If any good is to come from this controversy it will be that it has provoked many people to take a closer look at the questions of technology and population growth, and their relation to the prevailing politico-economic systems. One hopes that environmentalists will go beyond the crude theories and intellectual posturing of “deep ecologists” and those who blindly hate “technology”— the questions of population and technology require a more sophisticated approach than primitivism.6
The only way in which population growth can be checked in a humane manner is through social justice— through abolition of (private and state) capitalism with its inherent tendencies toward environmental degradation, through fairer distribution of resources, through the emancipation of women and the abandonment of patriarchal religions, and through the utilization of appropriate technologies to provide cheap, easy access to birth control and to provide a comfortable level of material wealth for everyone. 7
by Chaz Bufe
- 1How presumptuous! How does Throp know what our ‘natural role” is? She treats the exercise of human intelligence, our power to shape our environment, which is a direct result of evolution, as if it were somehow “un”natural, as if using the attributes we’ve received from nature is somehow “un”natural.
- 2The Politics of Food,” TV documentary.
- 3Newman, of course, is not implying that “all” aspects of European industrialization were bene ficial. He’s merely noting that a rising standard of living was instrumental in lowering the birth rate.
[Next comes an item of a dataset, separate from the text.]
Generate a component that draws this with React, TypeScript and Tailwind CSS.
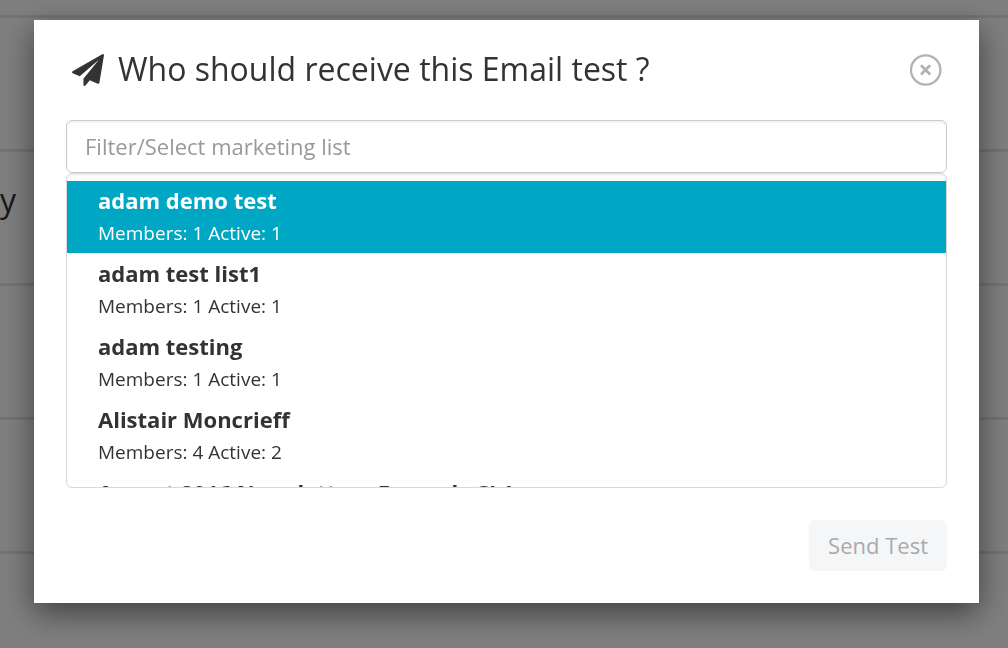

- 4The question of how development strategies in the Third World can and should differ from the models provided by the already developed capitalist and ‘communist” states is complex. But in general, one can say that adoption of the following measures would help developing societies to avoid the hideous environmental problems plaguing the industrialized nations: a) Abolition of the profit motive, with its inherent tendency toward environmental destruc tion; b) Abolition of coercive authority, with its tendency toward bureaucratization and industrial monument building; c) Self-management of agri culture and industry by those working in them. Workers generally live near to their workplaces, are likely to be aware of work-related environmental problems, and are very likely to do something to remedy them when they are aware of problems—workers are smart enough not to foul their own nests.
- 5“Miss Ann Thropy,” Earth First! Dec. 22, 1987.
- 6For a closer look at the “deep ecology” ideology underlying the authoritarian, inhumane proposals advanced by Foreman, Abbey, et al, I would highly recommend Murray Bookchin’s article, “Social Ecology Versus ‘Deep Ecology’,” in the Summer 1987 issue of Green Perspectives, ($2 should cover it) from Green Perspectives, POB 111, Burlington, VT 05402.
- 7Of course I am not implying that “all” techno logies are desirable—far from it. “Technology” is not a monolith. It is composed of a great number of separate technologies, all with different environmental and social effects. Some are beneficial, such as medical and sewage disposal technologies; some are neutral (they lend themselves to both socially useful and socially damaging uses), an example being radio communications technology, which can be used to dispatch ambulances or for political surveillance; and some technologies, such as nuclear technology, are inherently destructive. Even these classifications are gross simplifications, though, as even the most useful technology will have some negative effects; and even the worst technology might have some beneficial aspects. Blind rejection of “technology” is idiotic.